Thursday, February 24, 2011

Snip-Snip

Adult circumcision comes in many forms, two days ago I experienced my first snip in adulthood; I watched a lifetime movie. More preparation time should have been taken in the form of blocking channels such as Lifetime, Oxygen and the Oprah Winfrey Network from the house entirely, and for that I have only myself to blame. I also should have been more DVR prepared and not let the list of recorded man shows (Survivorman, How its Made, and anything with Katie Morgan on HBO) run so low.


DVR preparedness is a class that should be taught during all marriage preparations classes. If two simple rules are followed what happened to me can easily be avoided. First off Record anything and everything that remotely interests you. I record everything from the TV guide channel to ESPN classic. There is no better response to your wife asking do you want to watch some television than, “Honey I would love to but the DVR is so backed up I need to get that 1978 Cotton Bowl game off of there so the Young and the Restless will record tomorrow.” The second rule, shows that you watch together should only be viewed together if it comes at a cost to your spouse. Example: she is watching Rachel Ray cook a 30 minute meal that you know will never actually make its way to your table, so you say, “Honey lets watch Modern Family while we have time to spend together.” Boom! You get the living room television control at no cost to you, and after the 30 minute program the channels makes its way over to basketball.

Lack of common sense led to the stomach turning moment that occurred Tuesday night, Logan asked, “Want to cuddle and watch a lifetime?” I would rather walk around with a white head the size of a peanut on the tip of my nose for an entire day than do that.
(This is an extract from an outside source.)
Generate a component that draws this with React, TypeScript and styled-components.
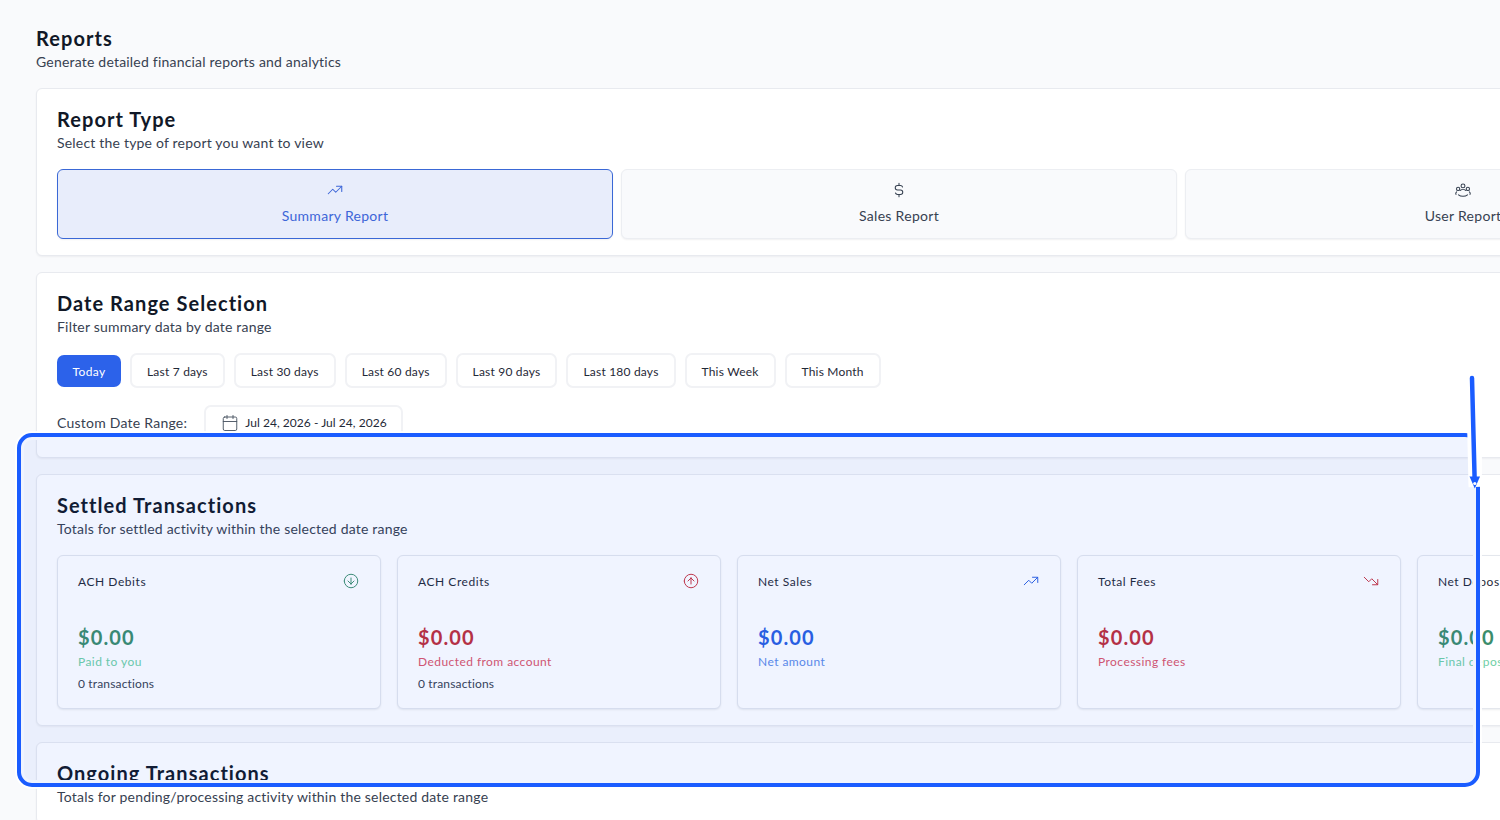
import React from 'react';
import styled, { createGlobalStyle } from 'styled-components';
import { Calendar } from 'lucide-react';
import {
  TbCircleArrowDown,
  TbCircleArrowUp,
  TbCurrencyDollar,
  TbTrendingDown,
  TbTrendingUp,
} from 'react-icons/tb';

type Tone = 'green' | 'red' | 'blue';

interface StatData {
  title: string;
  value: string;
  note: string;
  tone: Tone;
  icon: React.ReactNode;
  count?: string;
}

const toneColors: Record<Tone, { value: string; note: string; icon: string }> = {
  green: { value: '#3b8d6c', note: '#6fcfa6', icon: '#3b8d6c' },
  red: { value: '#bf2f39', note: '#dc5569', icon: '#c8323f' },
  blue: { value: '#2a5fe0', note: '#5d8ce8', icon: '#2a5fe0' },
};

const ranges = [
  'Last 7 days',
  'Last 30 days',
  'Last 60 days',
  'Last 90 days',
  'Last 180 days',
  'This Week',
  'This Month',
];

const stats: StatData[] = [
  {
    title: 'ACH Debits',
    value: '$0.00',
    note: 'Paid to you',
    tone: 'green',
    icon: <TbCircleArrowDown />,
    count: '0 transactions',
  },
  {
    title: 'ACH Credits',
    value: '$0.00',
    note: 'Deducted from account',
    tone: 'red',
    icon: <TbCircleArrowUp />,
    count: '0 transactions',
  },
  { title: 'Net Sales', value: '$0.00', note: 'Net amount', tone: 'blue', icon: <TbTrendingUp /> },
  { title: 'Total Fees', value: '$0.00', note: 'Processing fees', tone: 'red', icon: <TbTrendingDown /> },
  { title: 'Net Deposits', value: '$0.00', note: 'Final deposits', tone: 'green', icon: <TbTrendingUp /> },
];

const GlobalStyle = createGlobalStyle`
  html, body {
    margin: 0;
    padding: 0;
    background: #f9fafc;
  }

  body {
    font-family: Lato, "Noto Sans", sans-serif;
    color: #111827;
  }
`;

const Viewport = styled.div`
  position: relative;
  width: 1500px;
  height: 820px;
  overflow: hidden;
`;

const Page = styled.main`
  width: 1726px;
  padding: 28px 0 0 36px;
  display: flex;
  flex-direction: column;
  gap: 16px;
`;

const Header = styled.header`
  display: flex;
  flex-direction: column;
  gap: 4px;
`;

const PageTitle = styled.h1`
  margin: 0;
  font-size: 20px;
  line-height: 20px;
  font-weight: 700;
  letter-spacing: 1.05px;
`;

const Subtitle = styled.p`
  margin: 0;
  font-size: 14px;
  line-height: 20px;
  letter-spacing: 0.2px;
  color: #374151;
`;

const Card = styled.section`
  box-sizing: border-box;
  padding: 20px 20px 16px;
  background: #fff;
  border: 1px solid #e8eaef;
  border-radius: 6px;
  box-shadow: 0 1px 2px rgba(17, 24, 39, 0.05);
`;

const CardTitle = styled.h2`
  margin: 0 0 4px;
  font-size: 20px;
  line-height: 20px;
  font-weight: 700;
  letter-spacing: 1.05px;
`;

const TypeGrid = styled.div`
  margin-top: 16px;
  display: grid;
  grid-template-columns: repeat(3, 556px);
  gap: 8px;
`;

const TypeButton = styled.div<{ $active?: boolean }>`
  box-sizing: border-box;
  height: 70px;
  display: flex;
  flex-direction: column;
  align-items: center;
  padding-top: 11px;
  gap: 7px;
  font-size: 14px;
  line-height: 20px;
  letter-spacing: 0.3px;
  border-radius: 6px;
  border: 1px solid ${(p) => (p.$active ? '#3a68d6' : '#eceef2')};
  background: ${(p) => (p.$active ? '#e8edfb' : '#f9fafc')};
  color: ${(p) => (p.$active ? '#3d66d8' : '#374151')};
  box-shadow: 0 1px 2px rgba(17, 24, 39, 0.06);

  svg {
    font-size: 18px;
    display: block;
    stroke-width: 1.4;
  }
`;

const UsersIcon = styled.svg`
  width: 18px;
  height: 18px;
  fill: none;
  stroke: currentColor;
  stroke-linecap: round;
`;

const RangeRow = styled.div`
  margin-top: 16px;
  display: flex;
  align-items: center;
  gap: 9px;
`;

const RangeButton = styled.div`
  box-sizing: border-box;
  height: 35px;
  padding: 1px 15px 0;
  display: flex;
  align-items: center;
  font-size: 12px;
  letter-spacing: 0.2px;
  color: #1f2937;
  background: #fff;
  border: 2px solid #f1f2f5;
  border-radius: 7px;
`;

const ActiveRange = styled.div`
  box-sizing: border-box;
  width: 64px;
  height: 32px;
  padding-top: 2px;
  display: flex;
  align-items: center;
  justify-content: center;
  font-size: 12px;
  letter-spacing: 0.36px;
  color: #fff;
  background: #2c62ea;
  border-radius: 7px;
`;

const CustomRow = styled.div`
  margin: 17px 0 1px;
  display: flex;
  align-items: center;
  gap: 17px;
`;

const CustomLabel = styled.span`
  font-size: 14px;
  letter-spacing: 0.24px;
  color: #374151;
`;

const DatePicker = styled(RangeButton)`
  width: 199px;
  padding: 0 0 0 15px;
  gap: 6px;
  letter-spacing: 0.04px;

  svg {
    color: #4b5563;
    flex: none;
  }
`;

const StatGrid = styled.div`
  margin-top: 16px;
  display: grid;
  grid-template-columns: repeat(5, 324px);
  gap: 16px;
`;

const StatCard = styled.article`
  box-sizing: border-box;
  height: 154px;
  padding: 17px 20px 16px;
  background: #fff;
  border: 1px solid #e4e7ed;
  border-radius: 6px;
  box-shadow: 0 1px 2px rgba(17, 24, 39, 0.08);
`;

const StatHead = styled.div`
  display: flex;
  align-items: center;
  justify-content: space-between;
  height: 16px;
`;

const StatTitle = styled.span`
  font-size: 12px;
  letter-spacing: 0.55px;
  color: #1f2937;
`;

const StatIcon = styled.span<{ $tone: Tone }>`
  display: flex;
  font-size: 18px;
  color: ${(p) => toneColors[p.$tone].icon};

  svg {
    stroke-width: 1.3;
  }
`;

const StatValue = styled.div<{ $tone: Tone }>`
  margin-top: 36px;
  font-size: 20px;
  line-height: 24px;
  font-weight: 700;
  letter-spacing: 1.1px;
  color: ${(p) => toneColors[p.$tone].value};
`;

const StatNote = styled.div<{ $tone: Tone }>`
  margin-top: 5px;
  font-size: 12px;
  line-height: 16px;
  letter-spacing: 0.44px;
  color: ${(p) => toneColors[p.$tone].note};
`;

const StatCount = styled.div`
  margin-top: 6px;
  font-size: 12px;
  line-height: 16px;
  letter-spacing: 0.15px;
  color: #374151;
`;

// highlight rectangle and arrow sit on top of the page, like an annotation
const Highlight = styled.div`
  position: absolute;
  left: 17px;
  top: 433px;
  width: 1463px;
  height: 354px;
  box-sizing: border-box;
  border: 4px solid #1a5cff;
  border-radius: 15px;
  background: rgba(30, 90, 255, 0.065);
  box-shadow: 0 0 0 2px rgba(255, 255, 255, 0.9), inset 0 0 0 3px #f0f4fe;
`;

const Arrow = styled.svg`
  position: absolute;
  left: 1460px;
  top: 370px;
  width: 30px;
  height: 125px;
`;

const App: React.FC = () => {
  return (
    <Viewport>
      <GlobalStyle />
      <Page>
        <Header>
          <PageTitle>Reports</PageTitle>
          <Subtitle>Generate detailed financial reports and analytics</Subtitle>
        </Header>

        <Card>
          <CardTitle>Report Type</CardTitle>
          <Subtitle>Select the type of report you want to view</Subtitle>
          <TypeGrid>
            <TypeButton $active>
              <TbTrendingUp />
              Summary Report
            </TypeButton>
            <TypeButton>
              <TbCurrencyDollar />
              Sales Report
            </TypeButton>
            <TypeButton>
              <UsersIcon viewBox="0 0 24 24">
                <circle cx="12" cy="6.5" r="2.6" />
                <circle cx="5.5" cy="10.5" r="2.2" />
                <circle cx="18.5" cy="10.5" r="2.2" />
                <path d="M8.5 12.5c1.8-1.6 5.2-1.6 7 0" />
                <path d="M3.5 14.5c-1.2 1-1.5 2.4-.8 3.4M20.5 14.5c1.2 1 1.5 2.4.8 3.4" />
                <path d="M6 18.5c3 2.6 9 2.6 12 0" />
              </UsersIcon>
              User Report
            </TypeButton>
          </TypeGrid>
        </Card>

        <Card>
          <CardTitle>Date Range Selection</CardTitle>
          <Subtitle>Filter summary data by date range</Subtitle>
          <RangeRow>
            <ActiveRange>Today</ActiveRange>
            {ranges.map((range) => (
              <RangeButton key={range}>{range}</RangeButton>
            ))}
          </RangeRow>
          <CustomRow>
            <CustomLabel>Custom Date Range:</CustomLabel>
            <DatePicker>
              <Calendar size={18} strokeWidth={1.25} />
              Jul 24, 2026 - Jul 24, 2026
            </DatePicker>
          </CustomRow>
        </Card>

        <Card>
          <CardTitle>Settled Transactions</CardTitle>
          <Subtitle>Totals for settled activity within the selected date range</Subtitle>
          <StatGrid>
            {stats.map((stat) => (
              <StatCard key={stat.title}>
                <StatHead>
                  <StatTitle>{stat.title}</StatTitle>
                  <StatIcon $tone={stat.tone}>{stat.icon}</StatIcon>
                </StatHead>
                <StatValue $tone={stat.tone}>{stat.value}</StatValue>
                <StatNote $tone={stat.tone}>{stat.note}</StatNote>
                {stat.count && <StatCount>{stat.count}</StatCount>}
              </StatCard>
            ))}
          </StatGrid>
        </Card>

        <Card>
          <CardTitle>Ongoing Transactions</CardTitle>
          <Subtitle>Totals for pending/processing activity within the selected date range</Subtitle>
        </Card>
      </Page>

      <Highlight />
      <Arrow viewBox="0 0 30 125">
        <path d="M12.5 6 L15 117" stroke="#fff" strokeWidth="13" fill="none" />
        <path d="M12 8 L14.6 108" stroke="#1a5cff" strokeWidth="4.5" strokeLinecap="round" fill="none" />
        <path d="M9.5 106.5 L20 106.5 L14.8 118.5 Z" fill="#1a5cff" />
        <circle cx="14.8" cy="113.5" r="1.6" fill="#fff" />
      </Arrow>
    </Viewport>
  );
};

export default App;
So I did what any self respecting member of the He-man Woman Haters Club would do; got in bed and watched the movie.

Now many of you who know me know that pointless information and news related items are My Everest so this particular movie did tickle my fancy. Truth be told Logan actually said the Amanda Knox movie and it was not until the first commercial break when the trailer for the Period Chronicles or Menopause Monthly aired I had no idea this flick was on the Estrogen network (Lifetime).

So my vow to all you out there; this will never happen again. I will strictly stick to ESPN, History Channel, and FOX; which thank the lord carries Glee. I will not stray to the dark side again even if it means gulp….turning off the television and just talking to my wife. Television superiority does not have to be a battle any longer in our house as I will simply just flip the breaker off, everyone knows women have no idea where the break box is located. So I leave you with one final thought…wait a second, what’s that; there is a movie about the Craigslist Killer I have to go!

If you were curious, this Curtis touches his feminine side!